= Void contract =

Contract that is not enforceable at law

A contract is an agreement enforceable by law. A void agreement is one which cannot be enforced by law. Sometimes an agreement which is enforceable by law, i.e., a contract, can become void. Void agreements are different from voidable contracts, which are contracts that may be nullified. However, when a contract is being written and signed, there is no automatic mechanism available in every situation that can be utilized to detect the validity or enforceability of that contract. Practically, a contract can be declared to be void by a court of law.

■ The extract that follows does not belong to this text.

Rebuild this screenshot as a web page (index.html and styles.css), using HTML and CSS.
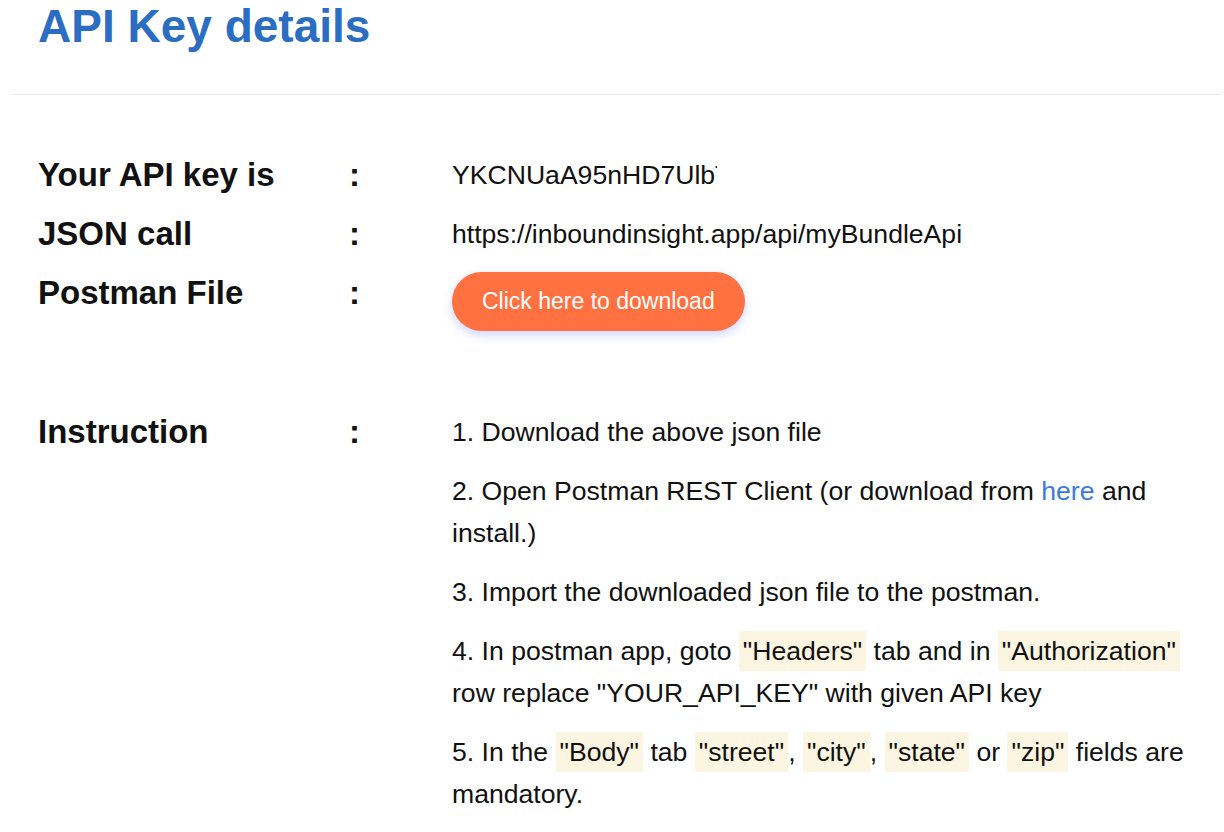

An agreement to carry out an illegal act is an example of a void agreement. For example, an agreement between drug dealers and buyers is a void agreement simply because the terms of the contract are illegal. In such a case, neither party can go to court to enforce the contract. A void agreement is void ab initio, i e from the beginning while a voidable contract can be voidable by one or all of the parties. A voidable contract is not void ab initio, rather, it becomes void later due to some changes in condition. In sum, there is no scope of any discretion on the part of the contracting parties in a void agreement. The contracting parties do not have the power to make a void agreement enforceable.

A contract can also be void due to the impossibility of its performance. For instance, if a contract is formed between two parties A & B but during the performance of the contract the object of the contract becomes impossible to achieve (due to action by someone or something other than the contracting parties), then the contract cannot be enforced in the court of law and is thus void. A void contract can be one in which any of the prerequisites of a valid contract is/are absent for example if there is no contractual capacity, the contract can be deemed as void. In fact, void means that a contract does not exist at all. The law can not enforce any legal obligation to either party especially the disappointed party because they are not entitled to any protective laws as far as contracts are concerned.

An agreement may be void for any of the following reasons:

- Made by incompetent parties (e.g., under the age of consent, incapacitated)
- Has a material bilateral mistake
- Has unlawful consideration (e.g., promise of sex)
- Concerns an unlawful object (e.g., heroin)
- Has no consideration on one side
- Restricts a person from marrying or remarrying
- Restricts trade
- Restricts legal proceedings
- Has material uncertain terms
- Incorporates a wager, gamble, or bet
- Contingent upon the happening of an impossible event
- Requires the performance of impossible act.